# WHAT YOU NEED TO DO
Transcribe all of the material exactly, except for its pictures.
[Begin DATA]
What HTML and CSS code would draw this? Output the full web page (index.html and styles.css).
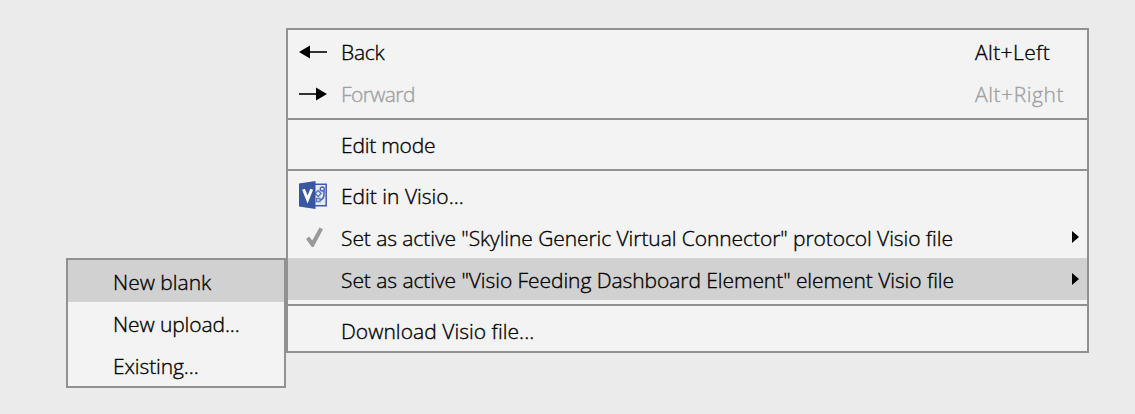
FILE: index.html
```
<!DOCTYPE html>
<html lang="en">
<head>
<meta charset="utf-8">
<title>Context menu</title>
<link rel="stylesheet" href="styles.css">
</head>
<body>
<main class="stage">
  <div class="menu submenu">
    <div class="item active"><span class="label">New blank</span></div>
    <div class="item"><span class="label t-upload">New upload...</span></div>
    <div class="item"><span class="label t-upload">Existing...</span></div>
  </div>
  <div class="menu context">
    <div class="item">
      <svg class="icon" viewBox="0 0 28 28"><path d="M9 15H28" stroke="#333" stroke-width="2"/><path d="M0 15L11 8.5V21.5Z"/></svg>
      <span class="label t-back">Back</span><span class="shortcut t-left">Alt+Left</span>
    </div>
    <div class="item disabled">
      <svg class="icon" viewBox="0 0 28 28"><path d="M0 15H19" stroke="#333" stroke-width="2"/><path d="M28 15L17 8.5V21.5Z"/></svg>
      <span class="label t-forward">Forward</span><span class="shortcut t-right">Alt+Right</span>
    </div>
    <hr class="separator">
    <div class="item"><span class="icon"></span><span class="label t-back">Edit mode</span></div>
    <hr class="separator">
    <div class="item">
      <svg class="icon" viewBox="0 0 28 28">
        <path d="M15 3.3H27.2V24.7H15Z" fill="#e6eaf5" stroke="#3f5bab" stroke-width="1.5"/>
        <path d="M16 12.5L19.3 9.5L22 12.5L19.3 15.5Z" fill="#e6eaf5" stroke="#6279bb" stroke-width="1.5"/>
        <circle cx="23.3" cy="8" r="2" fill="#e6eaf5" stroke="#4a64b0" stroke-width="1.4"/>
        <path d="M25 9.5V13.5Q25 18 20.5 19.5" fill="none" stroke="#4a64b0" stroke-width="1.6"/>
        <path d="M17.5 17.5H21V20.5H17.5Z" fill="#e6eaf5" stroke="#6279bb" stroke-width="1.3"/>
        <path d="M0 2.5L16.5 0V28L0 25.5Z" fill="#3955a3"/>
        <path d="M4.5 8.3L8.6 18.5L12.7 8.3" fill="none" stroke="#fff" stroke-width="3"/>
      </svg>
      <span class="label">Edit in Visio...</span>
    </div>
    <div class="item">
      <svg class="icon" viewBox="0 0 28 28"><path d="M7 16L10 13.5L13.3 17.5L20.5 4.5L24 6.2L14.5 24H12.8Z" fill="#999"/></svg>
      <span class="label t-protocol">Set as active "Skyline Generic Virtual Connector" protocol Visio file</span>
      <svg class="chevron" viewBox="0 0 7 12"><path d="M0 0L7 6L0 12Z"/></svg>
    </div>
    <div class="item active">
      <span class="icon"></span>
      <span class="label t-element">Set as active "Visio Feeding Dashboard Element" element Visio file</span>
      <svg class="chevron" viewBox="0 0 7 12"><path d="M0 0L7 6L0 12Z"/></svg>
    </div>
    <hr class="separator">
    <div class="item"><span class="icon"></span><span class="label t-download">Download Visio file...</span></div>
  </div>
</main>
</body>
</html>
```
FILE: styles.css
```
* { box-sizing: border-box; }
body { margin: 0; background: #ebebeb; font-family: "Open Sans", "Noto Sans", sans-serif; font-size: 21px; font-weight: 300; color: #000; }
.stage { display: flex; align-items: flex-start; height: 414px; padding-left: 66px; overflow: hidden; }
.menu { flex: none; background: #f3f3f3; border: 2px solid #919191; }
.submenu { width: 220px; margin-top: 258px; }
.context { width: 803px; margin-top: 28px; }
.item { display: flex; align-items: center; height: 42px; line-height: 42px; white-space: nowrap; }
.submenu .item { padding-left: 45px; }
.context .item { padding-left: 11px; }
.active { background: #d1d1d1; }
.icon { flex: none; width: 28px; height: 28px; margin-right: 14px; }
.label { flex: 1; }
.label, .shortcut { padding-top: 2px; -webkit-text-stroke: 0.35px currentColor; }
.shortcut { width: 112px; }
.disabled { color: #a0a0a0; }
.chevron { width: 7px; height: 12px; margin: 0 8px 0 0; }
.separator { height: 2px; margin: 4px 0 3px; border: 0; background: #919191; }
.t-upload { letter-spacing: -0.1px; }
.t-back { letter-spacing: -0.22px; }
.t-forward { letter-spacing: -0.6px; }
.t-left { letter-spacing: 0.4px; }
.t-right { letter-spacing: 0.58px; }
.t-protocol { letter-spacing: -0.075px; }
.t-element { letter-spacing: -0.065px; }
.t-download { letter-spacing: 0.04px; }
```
[End DATA]
# REPLY TO THE EXERCISE
What HTML and CSS code would draw this? Output the full web page (index.html and styles.css).
FILE: index.html
```
<!DOCTYPE html>
<html lang="en">
<head>
<meta charset="utf-8">
<title>Context menu</title>
<link rel="stylesheet" href="styles.css">
</head>
<body>
<main class="stage">
  <div class="menu submenu">
    <div class="item active"><span class="label">New blank</span></div>
    <div class="item"><span class="label t-upload">New upload...</span></div>
    <div class="item"><span class="label t-upload">Existing...</span></div>
  </div>
  <div class="menu context">
    <div class="item">
      <svg class="icon" viewBox="0 0 28 28"><path d="M9 15H28" stroke="#333" stroke-width="2"/><path d="M0 15L11 8.5V21.5Z"/></svg>
      <span class="label t-back">Back</span><span class="shortcut t-left">Alt+Left</span>
    </div>
    <div class="item disabled">
      <svg class="icon" viewBox="0 0 28 28"><path d="M0 15H19" stroke="#333" stroke-width="2"/><path d="M28 15L17 8.5V21.5Z"/></svg>
      <span class="label t-forward">Forward</span><span class="shortcut t-right">Alt+Right</span>
    </div>
    <hr class="separator">
    <div class="item"><span class="icon"></span><span class="label t-back">Edit mode</span></div>
    <hr class="separator">
    <div class="item">
      <svg class="icon" viewBox="0 0 28 28">
        <path d="M15 3.3H27.2V24.7H15Z" fill="#e6eaf5" stroke="#3f5bab" stroke-width="1.5"/>
        <path d="M16 12.5L19.3 9.5L22 12.5L19.3 15.5Z" fill="#e6eaf5" stroke="#6279bb" stroke-width="1.5"/>
        <circle cx="23.3" cy="8" r="2" fill="#e6eaf5" stroke="#4a64b0" stroke-width="1.4"/>
        <path d="M25 9.5V13.5Q25 18 20.5 19.5" fill="none" stroke="#4a64b0" stroke-width="1.6"/>
        <path d="M17.5 17.5H21V20.5H17.5Z" fill="#e6eaf5" stroke="#6279bb" stroke-width="1.3"/>
        <path d="M0 2.5L16.5 0V28L0 25.5Z" fill="#3955a3"/>
        <path d="M4.5 8.3L8.6 18.5L12.7 8.3" fill="none" stroke="#fff" stroke-width="3"/>
      </svg>
      <span class="label">Edit in Visio...</span>
    </div>
    <div class="item">
      <svg class="icon" viewBox="0 0 28 28"><path d="M7 16L10 13.5L13.3 17.5L20.5 4.5L24 6.2L14.5 24H12.8Z" fill="#999"/></svg>
      <span class="label t-protocol">Set as active "Skyline Generic Virtual Connector" protocol Visio file</span>
      <svg class="chevron" viewBox="0 0 7 12"><path d="M0 0L7 6L0 12Z"/></svg>
    </div>
    <div class="item active">
      <span class="icon"></span>
      <span class="label t-element">Set as active "Visio Feeding Dashboard Element" element Visio file</span>
      <svg class="chevron" viewBox="0 0 7 12"><path d="M0 0L7 6L0 12Z"/></svg>
    </div>
    <hr class="separator">
    <div class="item"><span class="icon"></span><span class="label t-download">Download Visio file...</span></div>
  </div>
</main>
</body>
</html>
```
FILE: styles.css
```
* { box-sizing: border-box; }
body { margin: 0; background: #ebebeb; font-family: "Open Sans", "Noto Sans", sans-serif; font-size: 21px; font-weight: 300; color: #000; }
.stage { display: flex; align-items: flex-start; height: 414px; padding-left: 66px; overflow: hidden; }
.menu { flex: none; background: #f3f3f3; border: 2px solid #919191; }
.submenu { width: 220px; margin-top: 258px; }
.context { width: 803px; margin-top: 28px; }
.item { display: flex; align-items: center; height: 42px; line-height: 42px; white-space: nowrap; }
.submenu .item { padding-left: 45px; }
.context .item { padding-left: 11px; }
.active { background: #d1d1d1; }
.icon { flex: none; width: 28px; height: 28px; margin-right: 14px; }
.label { flex: 1; }
.label, .shortcut { padding-top: 2px; -webkit-text-stroke: 0.35px currentColor; }
.shortcut { width: 112px; }
.disabled { color: #a0a0a0; }
.chevron { width: 7px; height: 12px; margin: 0 8px 0 0; }
.separator { height: 2px; margin: 4px 0 3px; border: 0; background: #919191; }
.t-upload { letter-spacing: -0.1px; }
.t-back { letter-spacing: -0.22px; }
.t-forward { letter-spacing: -0.6px; }
.t-left { letter-spacing: 0.4px; }
.t-right { letter-spacing: 0.58px; }
.t-protocol { letter-spacing: -0.075px; }
.t-element { letter-spacing: -0.065px; }
.t-download { letter-spacing: 0.04px; }
```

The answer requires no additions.